Pour Porter, un cluster est « un groupe géographiquement proche d’entreprises liées entre elles et d’institutions associées relevant d’un domaine donné, entre lesquelles existent des éléments communs et des complémentarités. Son étendue géographique varie d’une seule ville ou d’une région à un pays entier, voire à un réseau de pays voisins… ». La définition et le contenu des clusters demeurent assez flous et  il y a finalement assez peu de consensus sur la définition des clusters. S’il est difficile de donner une définition précise, complète et concise du concept de cluster nous pouvons nous raccrocher à celle donnée par Cooke et Huggins[9]. Ainsi, un cluster peut être défini comme « une concentration géographique d’acteurs unis par des chaînes de valeur économiques, évoluant dans un environnement bénéficiant d’infrastructures de soutien, partageant une stratégie commune et visant à attaquer un même marché». Cette définition sera par la suite reprise en tant qu’outil de politique économique et social avec la naissance des pôles de compétitivité dont le but est de combiner territoire, innovation et industrie.
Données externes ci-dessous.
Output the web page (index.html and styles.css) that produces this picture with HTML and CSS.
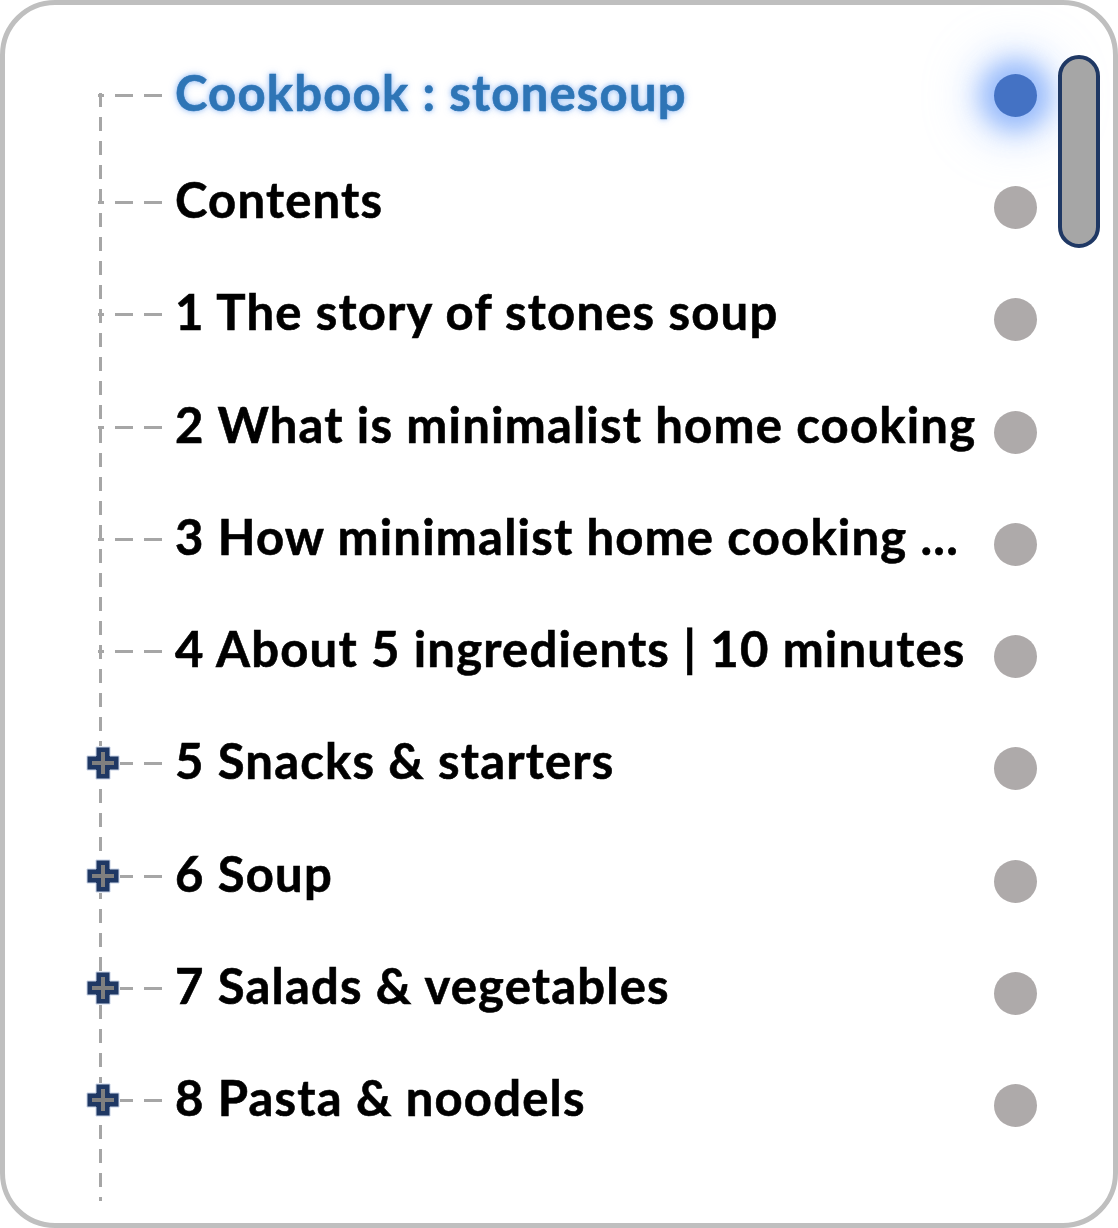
FILE: index.html
```html
<!DOCTYPE html>
<html lang="en">
<head>
<meta charset="utf-8">
<title>Cookbook : stonesoup</title>
<link rel="stylesheet" href="styles.css">
</head>
<body>
<div class="panel">
  <ul class="tree">
    <li class="row current"><span class="link"></span><span class="label">Cookbook : stonesoup</span><span class="dot"></span></li>
    <li class="row"><span class="link"></span><span class="label">Contents</span><span class="dot"></span></li>
    <li class="row"><span class="link"></span><span class="label">1 The story of stones soup</span><span class="dot"></span></li>
    <li class="row"><span class="link"></span><span class="label">2 What is minimalist home cooking</span><span class="dot"></span></li>
    <li class="row"><span class="link"></span><span class="label">3 How minimalist home cooking ...</span><span class="dot"></span></li>
    <li class="row"><span class="link"></span><span class="label">4 About 5 ingredients | 10 minutes</span><span class="dot"></span></li>
    <li class="row"><span class="link"><svg class="plus" viewBox="0 0 34 34" width="34" height="34"><path d="M10 1h14v9h9v14h-9v9H10v-9H1V10h9z" fill="#1f3864" stroke="#c9d3e6" stroke-width="1"/><path d="M17 6v22M6 17h22" stroke="#7f7f7f" stroke-width="4"/></svg></span><span class="label">5 Snacks &amp; starters</span><span class="dot"></span></li>
    <li class="row"><span class="link"><svg class="plus" viewBox="0 0 34 34" width="34" height="34"><path d="M10 1h14v9h9v14h-9v9H10v-9H1V10h9z" fill="#1f3864" stroke="#c9d3e6" stroke-width="1"/><path d="M17 6v22M6 17h22" stroke="#7f7f7f" stroke-width="4"/></svg></span><span class="label">6 Soup</span><span class="dot"></span></li>
    <li class="row"><span class="link"><svg class="plus" viewBox="0 0 34 34" width="34" height="34"><path d="M10 1h14v9h9v14h-9v9H10v-9H1V10h9z" fill="#1f3864" stroke="#c9d3e6" stroke-width="1"/><path d="M17 6v22M6 17h22" stroke="#7f7f7f" stroke-width="4"/></svg></span><span class="label">7 Salads &amp; vegetables</span><span class="dot"></span></li>
    <li class="row"><span class="link"><svg class="plus" viewBox="0 0 34 34" width="34" height="34"><path d="M10 1h14v9h9v14h-9v9H10v-9H1V10h9z" fill="#1f3864" stroke="#c9d3e6" stroke-width="1"/><path d="M17 6v22M6 17h22" stroke="#7f7f7f" stroke-width="4"/></svg></span><span class="label">8 Pasta &amp; noodels</span><span class="dot"></span></li>
  </ul>
  <div class="scrollbar"></div>
</div>
</body>
</html>
```

FILE: styles.css
```css
html, body {
  margin: 0;
  padding: 0;
  background: #ffffff;
}

.panel {
  position: relative;
  box-sizing: border-box;
  width: 1118px;
  height: 1228px;
  border: 5px solid #bfbfbf;
  border-radius: 55px;
  background: #ffffff;
  overflow: hidden;
}

.tree {
  position: relative;
  list-style: none;
  margin: 0;
  padding: 34px 0 0 93px;
  font-family: Lato, "Open Sans", sans-serif;
  font-weight: 700;
  font-size: 49px;
  letter-spacing: 1.2px;
  color: #000000;
}

/* vertical guide of the tree */
.tree::before {
  content: "";
  position: absolute;
  left: 94px;
  top: 88px;
  height: 1108px;
  width: 3px;
  background: repeating-linear-gradient(to bottom, #a6a6a6 0 14px, transparent 14px 24px);
}

.row {
  display: flex;
  align-items: center;
  height: 112.3px;
}

.row.current {
  margin-bottom: -5px;
}

/* horizontal dashed connector from the guide to the label */
.link {
  position: relative;
  flex: none;
  width: 64px;
  height: 3px;
  background: repeating-linear-gradient(to left, #a6a6a6 0 18px, transparent 18px 29px);
}

.plus {
  position: absolute;
  left: -12px;
  top: -16px;
  background: #ffffff;
}

.label {
  flex: 1;
  margin-left: 13px;
  white-space: nowrap;
  line-height: 1;
  padding-bottom: 6px;
  -webkit-text-stroke: 0.6px currentColor;
}

.current .label {
  color: #2e75b6;
  text-shadow: 0 0 4px rgba(150, 190, 245, 0.95), 0 0 9px rgba(160, 195, 245, 0.8);
}

.dot {
  flex: none;
  width: 43px;
  height: 43px;
  margin: 10px 76px 0 0;
  border-radius: 50%;
  background: #aeaaaa;
}

.current .dot {
  margin-top: 0;
  background: #4472c4;
  box-shadow: 0 0 24px 14px rgba(120, 165, 250, 0.7), 0 0 46px 26px rgba(170, 200, 255, 0.35);
}

.scrollbar {
  position: absolute;
  top: 50px;
  right: 13px;
  box-sizing: border-box;
  width: 42px;
  height: 193px;
  border: 4px solid #1f3864;
  border-radius: 21px;
  background: #a6a6a6;
}
```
Toutefois, selon Torre[10], « les clusters tirent leur existence et leur intérêt de trois facteurs essentiels, qui n’ont rien à voir avec une quelconque nature de la transmission des innovations. Il s’agit tout d’abord de l’encastrement des relations économiques dans des réseaux sociaux fortement localisés, ensuite du rôle joué par les institutions dans la construction du cadre géographique des interactions économiques et enfin de facteurs plus traditionnels tels que l’attractivité des zones locales en matière de foncier, de fiscalité ou de marchés locaux du travail. »
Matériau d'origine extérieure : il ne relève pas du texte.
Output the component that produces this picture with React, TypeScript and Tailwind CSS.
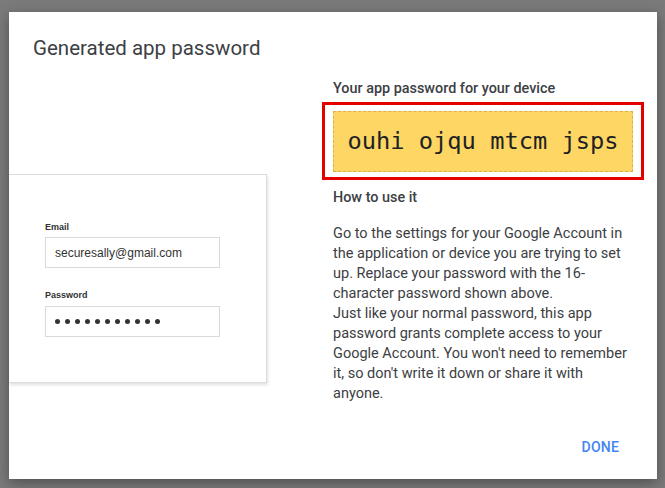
const PARAGRAPH_1 =
  "Go to the settings for your Google Account in the application or device you are trying to set up. Replace your password with the 16-character password shown above.";
const PARAGRAPH_2 =
  "Just like your normal password, this app password grants complete access to your Google Account. You won't need to remember it, so don't write it down or share it with anyone.";

// Illustration of a sign-in form, clipped at the dialog's left edge.
function SignInCard() {
  return (
    <div className="mt-[112px] w-[258px] border border-l-0 border-[#dcdcdc] bg-white pt-[46px] pb-[45px] pl-[36px] shadow-[1px_2px_3px_rgba(0,0,0,0.12)] font-['Liberation_Sans',Arial,sans-serif] text-[#333]">
      <div className="text-[9px] leading-[12px] font-bold">Email</div>
      <div className="mt-[4px] flex h-[31px] w-[175px] items-center border border-[#dadada] px-[9px] text-[12px]">
        securesally@gmail.com
      </div>
      <div className="mt-[21px] text-[9px] leading-[12px] font-bold">Password</div>
      <div className="mt-[5px] flex h-[31px] w-[175px] items-center gap-[5px] border border-[#dadada] px-[9px]">
        {Array.from({ length: 11 }).map((_, i) => (
          <span key={i} className="h-[5px] w-[5px] rounded-full bg-[#333]" />
        ))}
      </div>
    </div>
  );
}

export default function App() {
  return (
    <div className="h-[488px] w-[665px] overflow-hidden bg-[#7a7a7a] pt-[12px] pl-[9px] font-['Roboto',sans-serif]">
      <div className="flex h-[467px] w-[648px] flex-col bg-white shadow-[0_4px_12px_rgba(0,0,0,0.35)]">
        <h1 className="px-6 pt-[22px] text-[20.5px] leading-[28px] text-[#3c4043]">Generated app password</h1>

        <div className="flex flex-1">
          <div className="w-[324px] shrink-0">
            <SignInCard />
          </div>

          <div className="w-[302px] pt-[17px] text-[#3c4043]">
            <div className="text-[14.4px] leading-[20px] font-medium">Your app password for your device</div>
            <div className="mt-[3px] mr-[-9px] ml-[-11px] border-[3px] border-[#e50000] px-[8px] pt-[6px] pb-[5px]">
              <div className="flex h-[61px] items-center justify-center border border-dashed border-[#d9b24a] bg-[#fdd663] font-['DejaVu_Sans_Mono',monospace] text-[23.7px] text-[#202124]">
                ouhi ojqu mtcm jsps
              </div>
            </div>
            <div className="mt-[8px] text-[14.4px] leading-[20px] font-medium">How to use it</div>
            <div className="mt-[16px] text-[14.5px] leading-[20px]">
              <p>{PARAGRAPH_1}</p>
              <p>{PARAGRAPH_2}</p>
            </div>
          </div>
        </div>

        <div className="flex justify-end pr-[32px] pb-[14px]">
          <button className="h-9 px-[6px] text-[14px] font-medium tracking-[0.2px] text-[#4285f4]">DONE</button>
        </div>
      </div>
    </div>
  );
}
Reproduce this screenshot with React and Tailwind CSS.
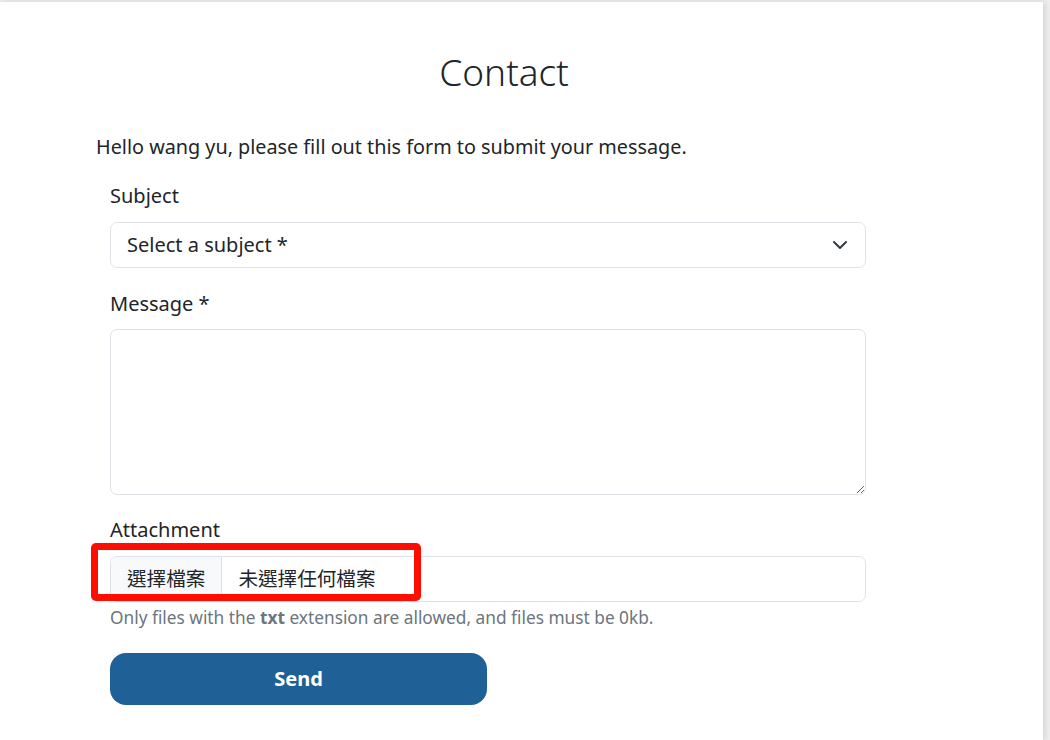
import React from 'react';

const font = { fontFamily: '"Noto Sans", "Noto Sans CJK TC", sans-serif' };

export default function App() {
  return (
    <div className="h-[740px] w-[1050px] overflow-hidden bg-[#eeeeee] pt-[2px]" style={font}>
      <div className="relative h-[738px] w-[1043px] bg-white shadow-[2px_0_6px_rgba(0,0,0,0.12)]">
        <div className="pl-[96px] pr-[131px] pt-[46px] text-[#212529]">
          {/* Title */}
          <h1 className="text-center text-[37px] font-light leading-[48px] text-[#212529]">Contact</h1>

          <p className="mt-[36px] text-[19.8px] leading-[30px]">
            Hello wang yu, please fill out this form to submit your message.
          </p>

          {/* Form */}
          <form className="ml-[14px] w-[756px]">
            <label className="mt-[19px] block text-[20px] leading-[30px]">Subject</label>
            <div className="mt-[11px] flex h-[46px] items-center justify-between rounded-[7px] border border-[#dee2e6] pl-[16px] pr-[16px]">
              <span className="text-[20px] leading-[30px]">Select a subject *</span>
              <svg width="16" height="16" viewBox="0 0 16 16" className="mr-[1px]">
                <path d="m2 5 6 6 6-6" fill="none" stroke="#343a40" strokeWidth="2" strokeLinecap="round" strokeLinejoin="round" />
              </svg>
            </div>

            <label className="mt-[21px] block text-[20px] leading-[30px]">Message *</label>
            <textarea className="mt-[10px] block h-[166px] w-full rounded-[7px] border border-[#dee2e6] outline-none" />

            <label className="mt-[20px] block text-[20px] leading-[30px]">Attachment</label>
            <div className="mt-[11px] flex h-[46px] items-stretch overflow-hidden rounded-[7px] border border-[#dee2e6] text-[19.6px]">
              <div className="flex items-center border-r border-[#dee2e6] bg-[#f8f9fa] px-[16px]">選擇檔案</div>
              <div className="flex items-center pl-[16px]">未選擇任何檔案</div>
            </div>
            <p className="mt-[3px] text-[17.3px] leading-[26px] text-[#6c757d]">
              Only files with the <b className="font-bold">txt</b> extension are allowed, and files must be 0kb.
            </p>

            <button type="button" className="mt-[22px] h-[52px] w-[377px] rounded-[16px] bg-[#1f6197] text-[20px] font-bold text-white">
              Send
            </button>
          </form>
        </div>

        {/* Annotation highlight */}
        <div className="absolute left-[91px] top-[541px] h-[58px] w-[330px] rounded-[5px] border-[7px] border-[#ff0d00]" />
      </div>
    </div>
  );
}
Si les différents concepts que nous venons de développer permettent de bien illustrer certains phénomènes économiques tels que les économies d’agglomération, le fait que le territoire d’étude soit donné et caractérisé par une certaine homogénéité limite le champ de l’analyse. Même s’ils constituent des catégories types de territoires, ces différents modèles souffrent de la manière dont ils prennent en compte le territoire, en partie parce qu’ils partent d’une base territoriale pour étudier les différents phénomènes de coordination et d’organisation qui en découlent. En appréhendant le territoire non pas comme un point de départ donné, mais plutôt comme résultant de différents phénomènes de coordination comme le fait l’Ecole de la Proximité, il est possible de mieux prendre en considération le lien entre entreprise et territoire.


    

[1] Marshall, A. (1890) « Principles of Economics ». Macmillan, Londres.
Marshall, A. (1958) « Elements of Economics of Industry », Macmillan, Londres.
[2] Becattini, G. (1979) « Dal settore industriale al distretto industriale. Alcune considerazioni sull’unità d’indagine dell’economica industriale » Revista di Economia e Politica Industriale, N°1.
[3] Courlet, C., Pecqueur, B. & Soulage, B. (1993) « Industries et dynamiques de territoires » Revue d’Economie Industrielle, Volume 64, Numéro 1, p. 7-21.
[4] Courlet, C. (2001) « Les systèmes productifs localisés – Un bilan de la littérature », Cahier d’Economie et Sociologie Rurales, n°58-59, p. 82-103.
[5] Rallet, A., Torre, A. (1995) « Economie Industrielle et Economie Spatiale : un état des lieux », Economica, Paris, 478 pages.
[6] Leroux, I. (2002) « La négociation dans la construction du territoire. Une approche institutionnaliste » Thèse de Doctorat, 440 pages.
[7] Maillat, D., Quevit, M., Senn, L. (1993) « Réseaux d’innovations et milieux innovateurs : un pari pour le développement régional » GREMI, EDES, Neuchâtel.
[8] Porter, M. (1990) « The Competitive Advantage of Nations », The Free Press, New York.
Porter, M. (2000) « Locations, Clusters and Company Strategy », in G.L. Clark, M.P. Feldman, M.S. Gertler, The Oxford Handbook of Economic Geography, Oxford University Press, Oxford.
[9] Cooke P., Huggins R. (2003), « High-technology clustering in Cambridge (UK) », in A. Amin, S. Goglio and F. Sforzi (eds.), « The institutions of local development ».
[10] Torre, A. (2006) « Clusters et systèmes locaux d’innovation. Un retour critique sur les hypothèses naturalistes de la transmission des connaissances à l’aide des catégories de l’Économie de la proximité », Régions et Développement, n°24.